Yes, Mr. Huitt, I do have some numbers I'd like to share.

First of all, there is no way in hell you're going to get an average of 3 SLOC
per method in any language, especially C++.  Dr. Tom Love (who has been in the
business for years and was behind the development of the Objective-C ICPAKs)
estimates 10 to 15 SLOC/method for a prototype method and 25 to 30 SLOC/method
for a commercial-quality, production method.  Let's look at it another way.

The size in bytes of the Analyst (ASCII) source code is 3,423,423 (the size of the
Analyst.sources file for Analyst V3.2).  The number of methods in the Analyst is
13,721 (the number of CompiledMethod instances).

3,423,423 / 13,721 = 249 bytes per method.
249 bytes per method / 40 bytes per SLOC = 6.225 SLOC per method.
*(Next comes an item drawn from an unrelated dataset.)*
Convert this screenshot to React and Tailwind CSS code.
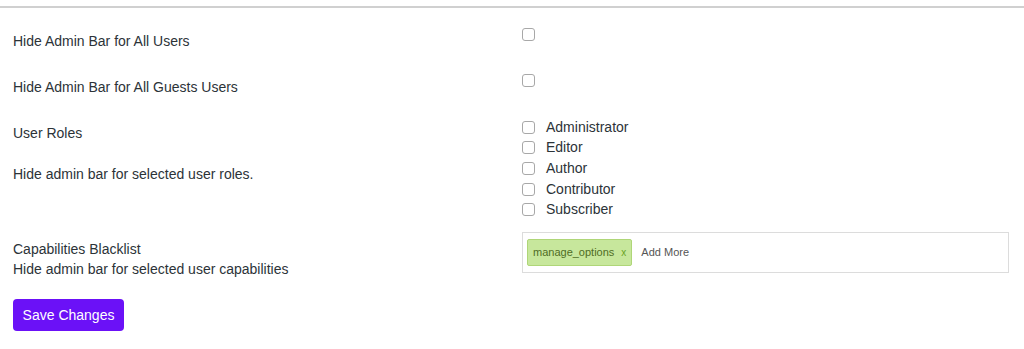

Similarly, for Objectworks for Smalltalk-80 V2.5, the sources file size is
2,222,520 bytes.  The number of methods is 6784.

2,222,250 / 6784 = 328
328 / 40 = 8.2 SLOC per method.

The metric 40 (ASCII source) bytes per SLOC comes from some Analyst product literature.  In
any case, these calculations of number of SLOC per method are two to three times
greater than the estimate you used.

Using yours, Dr. Love's, and the calculated estimates, we get the following
SLOC estimates for the Analyst:

13,721 methods * 3 SLOC per method = 41,163 SLOC.
13,721 methods * 6.225 SLOC per method = 85,413 SLOC.
13,721 methods * 25 SLOC per method = 343,025 SLOC.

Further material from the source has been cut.